Trend 1: Social Democrat Decay

The most obvious trend to me is the decay of the Social Democrats. This can be seen all across Europe; the most famous examples are probably Labour, as they just recently lost a historical election in Great Britain, while the German SPD has by and large become a walking corpse in last 15 years, losing voters election after election.

In Slovakia this trend holds as well. While Smer-SD still won the last election in 2016 (where they received 28% of the vote), there are signs that they won‘ t come out on top this time around.
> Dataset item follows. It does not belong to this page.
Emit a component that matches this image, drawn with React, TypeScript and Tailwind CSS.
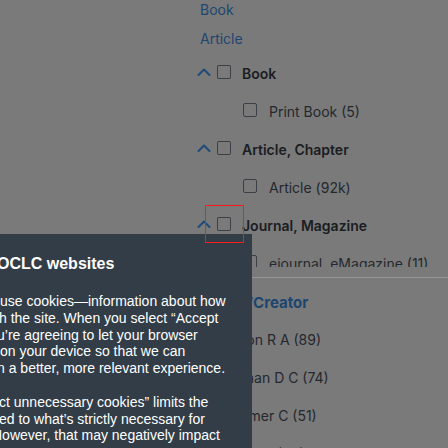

Polls must not be conducted in Slovakia during the last two weeks before the election, but the downward trend is clearly visible, especially in the last few months:


While now at 17%, they were polling at 22% as late as October – but both numbers are a far cry from their result in 2016.

Trend 2: Populist surprise

While Smer was still in the lead when the last poll was conducted, we actually expect another party to win: OľaNO, which translates to Ordinary People and Independent Personalities in English. They were surging very late in the polling and we expect this trend to continue and propel them past Smer come election day. Here are the latest polling results from their perspective:

This mirrors another trend in global politics: Surprise results by populist parties, that often get underestimated in the polling prior to the election. Trump is a prime example of that, but the same is true for in many elections globally.

Trend 3: Phasing out the career politicians:

The rise of OľaNO also mirrors the trend of many people being increasingly sick and tired of career politicians. Their name Ordinary People and Independent Personalities is a symbol of exactly that.

Granted, events took a particularly extreme turn in that direction when investigative journalist Jan Kuciak (27) and his fiancé Martina Kusnirova (27) were shot on February 21, 2018 in their home in Western Slovakia, which sparked protests around the country with the biggest uprisings since the Velvet Revolutions gatherings in 1989.

These ultimately forced Prime Minister Robert Fico to resign, but he did remain head of Smer-SD. At the time they were polling at 25.5%, and it has been a downward trajectory ever since.

Trend 4: A fractured party landscape

In many European countries the party landscape is severely fractured, a trend that has become especially pronounced in Germany, which gained roughly one extra major party every decade in the parliament since 1990.

The situation in Slovakia is even more chaotic, as the graph shows:

In fact seven parties are likely to make the 5% threshold, and possibly even eight.